A mediados de abril el ambiente universitario comenzaba a cargarse de ansiedad: se acercaban los exámenes finales del semestre. Siempre se me facilitó aprender, y con el tiempo mis amigos empezaron a pedirme ayuda para estudiar. Con gusto acepté ese rol, convirtiéndome en una especie de guía para ellos.
Una vez terminadas las clases y antes de empezar los exámenes, ya no tenía razones para ir a la universidad.
Aun así, motivado por el deseo de apoyar, seguía asistiendo desde las siete de la mañana hasta entrada la tarde para estudiar junto con mis compañeros. Pero un día, en medio del cansancio, surgió una pregunta que me incomodó: ¿debería cobrar por esto? Sentía que no todos valoraban mi tiempo ni el esfuerzo que hacía.

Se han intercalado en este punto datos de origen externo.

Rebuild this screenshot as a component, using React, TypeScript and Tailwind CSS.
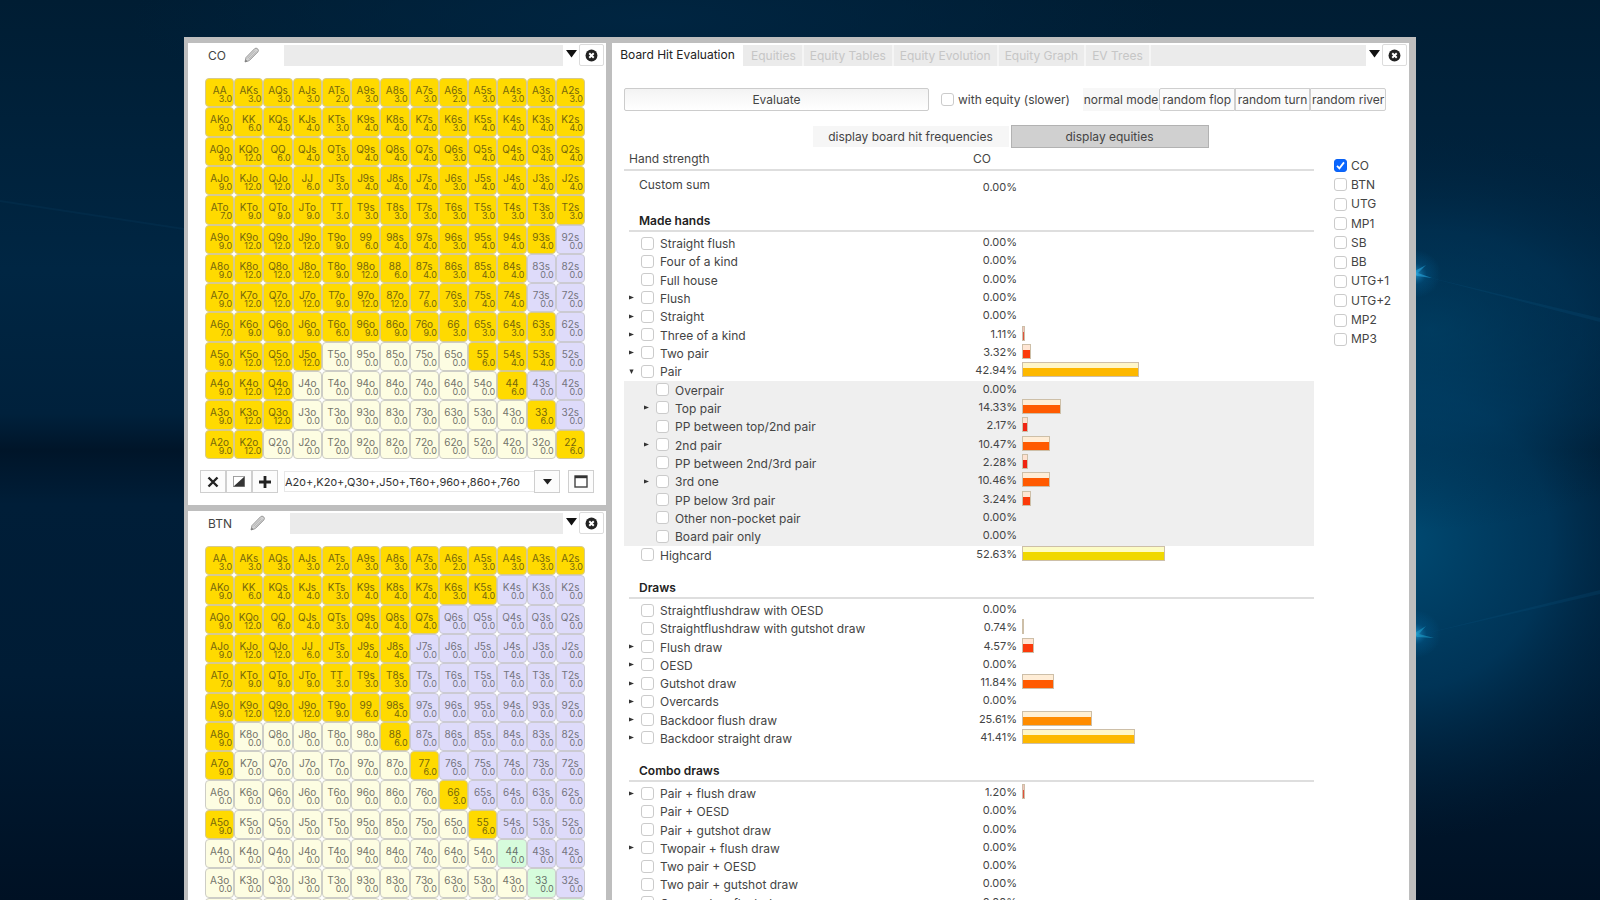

Fue entonces cuando la lectura de la Palabra de Vida me ofreció claridad. Mi hermano también me recordó un pasaje que transformó mi perspectiva: cuando Jesús compartió el pan y el vino con sus apóstoles, no pidió nada a cambio. Simplemente dio.
Ese momento fue decisivo. Comprendí que compartir o que sé no es una transacción, sino una expresión de generosidad, un propósito de vida. Desde entonces, cada vez que tengo la oportunidad de brindar mi tiempo, mis conocimientos, mi atención, lo hago con alegría. Porque al final, lo que nos une y nos transforma es la generosidad.